On 02/03/07 22:32, Eric Dumazet wrote:
> Simon Arlott a écrit :
>> On 02/03/07 16:35, Eric Dumazet wrote:
>>> I believe this patch is too complex/hazardous and may break exp decay 
>>> computation.
>>
>> I still don't know why you think it may change the computation of load 
>> (aside from at boot or jiffies wrapping), and it's not really complex 
>> at all. It is possible that someone will change the value of LOAD_FREQ 
>> to something other than a multiple of HZ and this won't work because 
>> it'll get rounded up to a whole second. That and the negligible extra 
>> processing time of doing round_jiffies every 5 seconds is the only 
>> problem I can see.
> 
> You apparently have no idea of the mathematic formulae used.

You're right, I've not looked at exactly how it's done. I do know that 
calling it early/late (by +/- 750ms/250ms) *once* on boot and every 7 
weeks is going to have a tiny effect that will go away quickly.

> This formulae has a meaning *only* if EXP_1, EXP_5, EXP_15 are directly 
> computed from the exact LOAD_FREQ value. If you change it 'randomly' 
> without changing the EXP_... you basically compute a wrong value...

My comment asking about why you say it's complex is about the patch, not 
the computation. After an initial sync the patch does not change how 
often the calc_load computation is run or how it works, it will still be 
run exactly the same way and every 5*HZ ticks as before (try adding a 
printk to report when the count value's been changed by the call to 
round_jiffies).

> So what ? Do you want to impress your boss with a given value ?

?

> Please dont mess it.

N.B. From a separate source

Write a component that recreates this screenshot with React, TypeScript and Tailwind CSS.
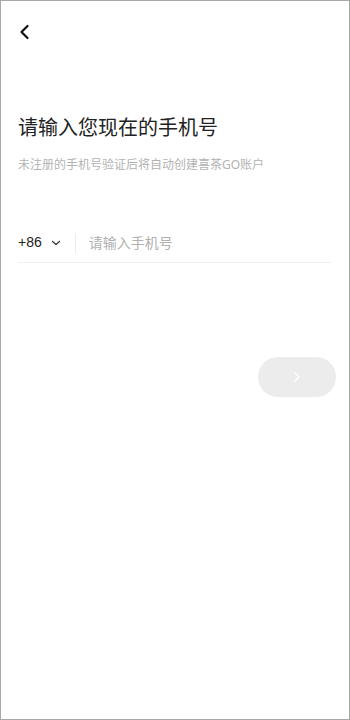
import React from 'react';

export default function App() {
  return (
    <div
      className="w-[350px] h-[720px] bg-white border border-[#a8a8a8] box-border flex flex-col"
      style={{ fontFamily: '"Noto Sans", "Noto Sans CJK SC", sans-serif' }}
    >
      {/* Back */}
      <div className="pl-[17px] pt-[22px] h-[60px]">
        <svg width="14" height="18" viewBox="0 0 14 18" fill="none">
          <path d="M9.5 3 L3.5 9 L9.5 15" stroke="#111" strokeWidth="2.2" strokeLinecap="round" strokeLinejoin="round" />
        </svg>
      </div>

      {/* Heading */}
      <div className="px-[17px] mt-[53px]">
        <h1 className="text-[20px] leading-[28px] text-[#222] font-normal">请输入您现在的手机号</h1>
        <p className="mt-[15px] text-[12px] leading-[16px] text-[#b3b3b3]">未注册的手机号验证后将自动创建喜茶GO账户</p>
      </div>

      {/* Phone input */}
      <div className="mx-[17px] mt-[50px] h-[40px] flex items-center border-b border-[#f0f0f0]">
        <div className="flex items-center gap-[9px] pr-[14px]">
          <span className="text-[14px] text-[#222]" style={{ fontFamily: '"Liberation Sans", sans-serif' }}>+86</span>
          <svg width="10" height="8" viewBox="0 0 10 8" fill="none">
            <path d="M1.5 2.5 L5 5.5 L8.5 2.5" stroke="#333" strokeWidth="1.2" strokeLinecap="round" strokeLinejoin="round" />
          </svg>
        </div>
        <div className="w-px h-[20px] bg-[#ececec]" />
        <span className="ml-[13px] text-[14px] text-[#b0b0b0]">请输入手机号</span>
      </div>

      {/* Next button */}
      <div className="flex justify-end pr-[13px] mt-[94px]">
        <button className="w-[78px] h-[40px] rounded-full bg-[#ececec] flex items-center justify-center">
          <svg width="8" height="12" viewBox="0 0 8 12" fill="none">
            <path d="M2 2 L6 6 L2 10" stroke="#ffffff" strokeWidth="1.5" strokeLinecap="round" strokeLinejoin="round" />
          </svg>
        </button>
      </div>
    </div>
  );
}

Just ignore the avenrun values and let it die.
> You can change it to suit your needs, but it wont suit every needs.

I'm not sure you realise the problem the patch fixes, which is that since 
2.6.20 tasks can use round_jiffies to run "in around X seconds time" at a 
time when jiffies % HZ == 0 to avoid waking the CPU several times because 
of multiple timers firing at random. This affects the calc_load process 
really badly because it also tends to run at this time too. Moving calc_load 
to always run halfway between a second will solve the problem.

> Imagine for example your task is awaken for 1us periods every HZ.
> Basically your cpu load should be HZ/1000000 (machine mostly idle)
> But computed 'load' will be 1.0
> This whole avenrun[] thing is plain stupid anyway. The load should be 
> something between 0 and 1 (per cpu), to get a precise idea of cpu_power 
> used/unused. Nobody mentioned avenrun[] values on lkml in the last decade.

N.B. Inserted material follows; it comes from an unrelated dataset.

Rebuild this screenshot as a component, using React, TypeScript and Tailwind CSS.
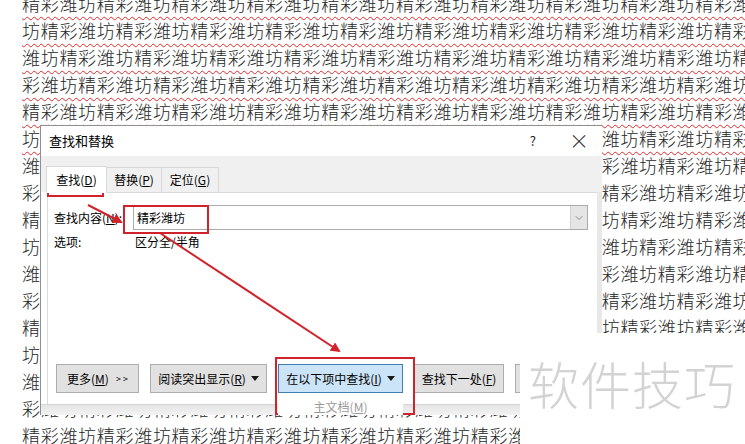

If you're sure no one here cares about the values then I'll submit a patch 
to remove them from /proc/loadavg (and wait it to get rejected). Until the 
whole concept of load average and how it should be better calculated and 
reported is solved the best that can be done is to not make things worse 
like round_jiffies has done.

*I* know the values are nowhere near perfect, but I made a change to a 
driver so that it uses round_jiffies to schedule status checking because 
it's appropriate and it makes the load average values sit at 1.00 even when 
idle - someone is going to complain about it and possibly take the time to 
find out why. If they bisect it, my patch will show up as the cause of the 
problem. (Assuming someone else uses this device; I sent an email to the 
accessrunner list once -rc2-mm1 was released asking for people to test it).